▶ **GOAL**
Write the data below out exactly as it stands. Do not include the pictures.

▶ **SOURCE MATERIAL**
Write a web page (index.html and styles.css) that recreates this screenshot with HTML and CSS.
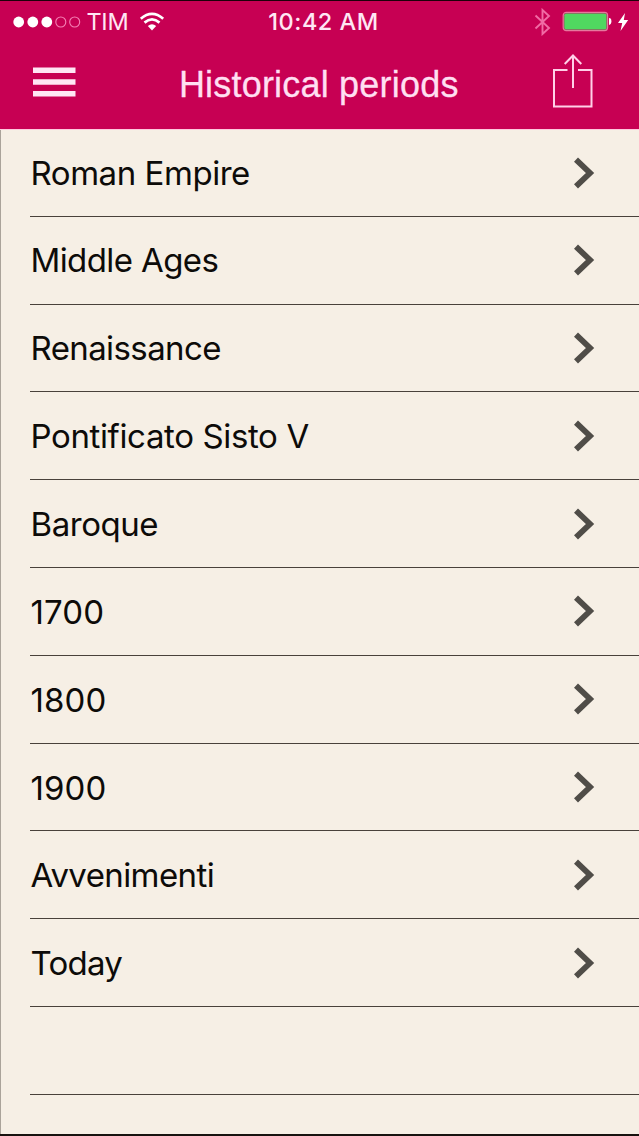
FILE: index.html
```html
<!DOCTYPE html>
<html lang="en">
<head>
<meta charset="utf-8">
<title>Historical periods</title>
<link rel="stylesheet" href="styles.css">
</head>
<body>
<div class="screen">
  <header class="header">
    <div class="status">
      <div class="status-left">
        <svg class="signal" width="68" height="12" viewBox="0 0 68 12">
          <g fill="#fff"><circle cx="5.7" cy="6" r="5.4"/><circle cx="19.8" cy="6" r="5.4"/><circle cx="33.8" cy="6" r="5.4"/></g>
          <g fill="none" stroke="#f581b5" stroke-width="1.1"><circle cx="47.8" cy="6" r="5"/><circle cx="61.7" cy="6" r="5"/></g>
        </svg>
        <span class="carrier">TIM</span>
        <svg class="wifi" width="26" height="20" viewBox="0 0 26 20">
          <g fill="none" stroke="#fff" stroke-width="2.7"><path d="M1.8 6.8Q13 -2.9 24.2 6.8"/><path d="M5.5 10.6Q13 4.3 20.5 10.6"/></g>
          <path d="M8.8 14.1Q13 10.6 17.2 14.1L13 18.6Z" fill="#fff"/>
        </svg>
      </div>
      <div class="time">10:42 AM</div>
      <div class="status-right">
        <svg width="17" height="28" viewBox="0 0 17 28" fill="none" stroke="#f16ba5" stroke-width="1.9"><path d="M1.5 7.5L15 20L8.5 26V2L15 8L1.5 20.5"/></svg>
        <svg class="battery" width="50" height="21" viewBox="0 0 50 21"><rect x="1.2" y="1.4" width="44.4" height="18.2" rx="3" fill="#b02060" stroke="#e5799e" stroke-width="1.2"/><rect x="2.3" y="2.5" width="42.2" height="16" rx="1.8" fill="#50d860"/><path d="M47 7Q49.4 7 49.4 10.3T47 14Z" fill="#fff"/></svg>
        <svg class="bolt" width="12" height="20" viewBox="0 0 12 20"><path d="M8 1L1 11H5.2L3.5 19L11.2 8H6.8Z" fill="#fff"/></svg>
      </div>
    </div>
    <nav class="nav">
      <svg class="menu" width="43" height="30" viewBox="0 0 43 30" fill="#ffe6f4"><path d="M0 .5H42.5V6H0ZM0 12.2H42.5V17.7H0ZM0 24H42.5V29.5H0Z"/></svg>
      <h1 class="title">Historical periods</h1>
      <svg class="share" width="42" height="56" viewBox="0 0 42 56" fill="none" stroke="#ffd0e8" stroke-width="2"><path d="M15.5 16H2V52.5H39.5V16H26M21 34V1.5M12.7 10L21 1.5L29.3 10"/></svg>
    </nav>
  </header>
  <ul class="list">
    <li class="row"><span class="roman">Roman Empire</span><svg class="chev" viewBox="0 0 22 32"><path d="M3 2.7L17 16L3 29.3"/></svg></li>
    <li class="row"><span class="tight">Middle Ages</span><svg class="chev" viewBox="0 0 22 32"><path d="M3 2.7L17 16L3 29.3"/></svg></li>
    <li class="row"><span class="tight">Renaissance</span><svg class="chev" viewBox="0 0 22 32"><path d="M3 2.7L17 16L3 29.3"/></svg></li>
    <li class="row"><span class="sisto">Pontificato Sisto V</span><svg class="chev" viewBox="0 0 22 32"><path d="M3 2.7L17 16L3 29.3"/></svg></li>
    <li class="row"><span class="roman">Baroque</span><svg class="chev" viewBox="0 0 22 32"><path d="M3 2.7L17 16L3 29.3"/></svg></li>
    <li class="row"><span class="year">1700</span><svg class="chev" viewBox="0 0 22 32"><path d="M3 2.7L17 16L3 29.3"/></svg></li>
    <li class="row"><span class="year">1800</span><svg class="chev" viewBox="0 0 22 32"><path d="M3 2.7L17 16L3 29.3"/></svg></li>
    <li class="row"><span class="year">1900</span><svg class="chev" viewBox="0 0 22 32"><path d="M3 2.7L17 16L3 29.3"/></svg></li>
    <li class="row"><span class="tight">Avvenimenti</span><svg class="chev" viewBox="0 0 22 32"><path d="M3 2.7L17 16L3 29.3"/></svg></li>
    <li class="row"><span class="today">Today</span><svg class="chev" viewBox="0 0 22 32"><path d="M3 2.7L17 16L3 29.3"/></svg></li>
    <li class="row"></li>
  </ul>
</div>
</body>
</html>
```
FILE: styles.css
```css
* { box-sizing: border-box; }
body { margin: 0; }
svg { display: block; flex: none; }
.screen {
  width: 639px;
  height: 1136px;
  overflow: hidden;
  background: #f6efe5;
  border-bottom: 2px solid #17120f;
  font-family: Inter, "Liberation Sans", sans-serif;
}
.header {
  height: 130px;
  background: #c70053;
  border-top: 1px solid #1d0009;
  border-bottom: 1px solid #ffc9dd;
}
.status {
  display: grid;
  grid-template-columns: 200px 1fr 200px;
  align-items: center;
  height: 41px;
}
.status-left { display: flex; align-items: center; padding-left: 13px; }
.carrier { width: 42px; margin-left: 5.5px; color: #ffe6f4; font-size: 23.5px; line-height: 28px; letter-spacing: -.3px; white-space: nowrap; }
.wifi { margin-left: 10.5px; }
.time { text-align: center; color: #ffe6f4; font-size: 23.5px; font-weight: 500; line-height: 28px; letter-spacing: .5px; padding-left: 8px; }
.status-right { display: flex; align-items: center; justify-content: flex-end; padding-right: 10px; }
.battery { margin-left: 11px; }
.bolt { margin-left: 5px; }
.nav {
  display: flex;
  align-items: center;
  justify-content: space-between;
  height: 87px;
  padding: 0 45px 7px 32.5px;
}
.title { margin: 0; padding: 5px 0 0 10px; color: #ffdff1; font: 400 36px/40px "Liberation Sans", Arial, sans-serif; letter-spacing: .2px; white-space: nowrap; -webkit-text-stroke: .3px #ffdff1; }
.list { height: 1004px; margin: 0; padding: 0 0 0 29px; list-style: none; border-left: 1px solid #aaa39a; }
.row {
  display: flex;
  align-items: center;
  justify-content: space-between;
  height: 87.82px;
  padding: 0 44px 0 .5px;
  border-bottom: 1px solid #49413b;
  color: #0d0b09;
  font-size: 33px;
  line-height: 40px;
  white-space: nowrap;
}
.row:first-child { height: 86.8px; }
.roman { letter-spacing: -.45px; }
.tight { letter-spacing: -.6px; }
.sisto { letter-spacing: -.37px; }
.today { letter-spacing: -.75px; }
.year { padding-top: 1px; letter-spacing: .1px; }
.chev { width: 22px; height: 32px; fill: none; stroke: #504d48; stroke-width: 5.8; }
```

▶ **SOLUTION TO THE EXERCISE**
Write a web page (index.html and styles.css) that recreates this screenshot with HTML and CSS.
FILE: index.html
```html
<!DOCTYPE html>
<html lang="en">
<head>
<meta charset="utf-8">
<title>Historical periods</title>
<link rel="stylesheet" href="styles.css">
</head>
<body>
<div class="screen">
  <header class="header">
    <div class="status">
      <div class="status-left">
        <svg class="signal" width="68" height="12" viewBox="0 0 68 12">
          <g fill="#fff"><circle cx="5.7" cy="6" r="5.4"/><circle cx="19.8" cy="6" r="5.4"/><circle cx="33.8" cy="6" r="5.4"/></g>
          <g fill="none" stroke="#f581b5" stroke-width="1.1"><circle cx="47.8" cy="6" r="5"/><circle cx="61.7" cy="6" r="5"/></g>
        </svg>
        <span class="carrier">TIM</span>
        <svg class="wifi" width="26" height="20" viewBox="0 0 26 20">
          <g fill="none" stroke="#fff" stroke-width="2.7"><path d="M1.8 6.8Q13 -2.9 24.2 6.8"/><path d="M5.5 10.6Q13 4.3 20.5 10.6"/></g>
          <path d="M8.8 14.1Q13 10.6 17.2 14.1L13 18.6Z" fill="#fff"/>
        </svg>
      </div>
      <div class="time">10:42 AM</div>
      <div class="status-right">
        <svg width="17" height="28" viewBox="0 0 17 28" fill="none" stroke="#f16ba5" stroke-width="1.9"><path d="M1.5 7.5L15 20L8.5 26V2L15 8L1.5 20.5"/></svg>
        <svg class="battery" width="50" height="21" viewBox="0 0 50 21"><rect x="1.2" y="1.4" width="44.4" height="18.2" rx="3" fill="#b02060" stroke="#e5799e" stroke-width="1.2"/><rect x="2.3" y="2.5" width="42.2" height="16" rx="1.8" fill="#50d860"/><path d="M47 7Q49.4 7 49.4 10.3T47 14Z" fill="#fff"/></svg>
        <svg class="bolt" width="12" height="20" viewBox="0 0 12 20"><path d="M8 1L1 11H5.2L3.5 19L11.2 8H6.8Z" fill="#fff"/></svg>
      </div>
    </div>
    <nav class="nav">
      <svg class="menu" width="43" height="30" viewBox="0 0 43 30" fill="#ffe6f4"><path d="M0 .5H42.5V6H0ZM0 12.2H42.5V17.7H0ZM0 24H42.5V29.5H0Z"/></svg>
      <h1 class="title">Historical periods</h1>
      <svg class="share" width="42" height="56" viewBox="0 0 42 56" fill="none" stroke="#ffd0e8" stroke-width="2"><path d="M15.5 16H2V52.5H39.5V16H26M21 34V1.5M12.7 10L21 1.5L29.3 10"/></svg>
    </nav>
  </header>
  <ul class="list">
    <li class="row"><span class="roman">Roman Empire</span><svg class="chev" viewBox="0 0 22 32"><path d="M3 2.7L17 16L3 29.3"/></svg></li>
    <li class="row"><span class="tight">Middle Ages</span><svg class="chev" viewBox="0 0 22 32"><path d="M3 2.7L17 16L3 29.3"/></svg></li>
    <li class="row"><span class="tight">Renaissance</span><svg class="chev" viewBox="0 0 22 32"><path d="M3 2.7L17 16L3 29.3"/></svg></li>
    <li class="row"><span class="sisto">Pontificato Sisto V</span><svg class="chev" viewBox="0 0 22 32"><path d="M3 2.7L17 16L3 29.3"/></svg></li>
    <li class="row"><span class="roman">Baroque</span><svg class="chev" viewBox="0 0 22 32"><path d="M3 2.7L17 16L3 29.3"/></svg></li>
    <li class="row"><span class="year">1700</span><svg class="chev" viewBox="0 0 22 32"><path d="M3 2.7L17 16L3 29.3"/></svg></li>
    <li class="row"><span class="year">1800</span><svg class="chev" viewBox="0 0 22 32"><path d="M3 2.7L17 16L3 29.3"/></svg></li>
    <li class="row"><span class="year">1900</span><svg class="chev" viewBox="0 0 22 32"><path d="M3 2.7L17 16L3 29.3"/></svg></li>
    <li class="row"><span class="tight">Avvenimenti</span><svg class="chev" viewBox="0 0 22 32"><path d="M3 2.7L17 16L3 29.3"/></svg></li>
    <li class="row"><span class="today">Today</span><svg class="chev" viewBox="0 0 22 32"><path d="M3 2.7L17 16L3 29.3"/></svg></li>
    <li class="row"></li>
  </ul>
</div>
</body>
</html>
```
FILE: styles.css
```css
* { box-sizing: border-box; }
body { margin: 0; }
svg { display: block; flex: none; }
.screen {
  width: 639px;
  height: 1136px;
  overflow: hidden;
  background: #f6efe5;
  border-bottom: 2px solid #17120f;
  font-family: Inter, "Liberation Sans", sans-serif;
}
.header {
  height: 130px;
  background: #c70053;
  border-top: 1px solid #1d0009;
  border-bottom: 1px solid #ffc9dd;
}
.status {
  display: grid;
  grid-template-columns: 200px 1fr 200px;
  align-items: center;
  height: 41px;
}
.status-left { display: flex; align-items: center; padding-left: 13px; }
.carrier { width: 42px; margin-left: 5.5px; color: #ffe6f4; font-size: 23.5px; line-height: 28px; letter-spacing: -.3px; white-space: nowrap; }
.wifi { margin-left: 10.5px; }
.time { text-align: center; color: #ffe6f4; font-size: 23.5px; font-weight: 500; line-height: 28px; letter-spacing: .5px; padding-left: 8px; }
.status-right { display: flex; align-items: center; justify-content: flex-end; padding-right: 10px; }
.battery { margin-left: 11px; }
.bolt { margin-left: 5px; }
.nav {
  display: flex;
  align-items: center;
  justify-content: space-between;
  height: 87px;
  padding: 0 45px 7px 32.5px;
}
.title { margin: 0; padding: 5px 0 0 10px; color: #ffdff1; font: 400 36px/40px "Liberation Sans", Arial, sans-serif; letter-spacing: .2px; white-space: nowrap; -webkit-text-stroke: .3px #ffdff1; }
.list { height: 1004px; margin: 0; padding: 0 0 0 29px; list-style: none; border-left: 1px solid #aaa39a; }
.row {
  display: flex;
  align-items: center;
  justify-content: space-between;
  height: 87.82px;
  padding: 0 44px 0 .5px;
  border-bottom: 1px solid #49413b;
  color: #0d0b09;
  font-size: 33px;
  line-height: 40px;
  white-space: nowrap;
}
.row:first-child { height: 86.8px; }
.roman { letter-spacing: -.45px; }
.tight { letter-spacing: -.6px; }
.sisto { letter-spacing: -.37px; }
.today { letter-spacing: -.75px; }
.year { padding-top: 1px; letter-spacing: .1px; }
.chev { width: 22px; height: 32px; fill: none; stroke: #504d48; stroke-width: 5.8; }
```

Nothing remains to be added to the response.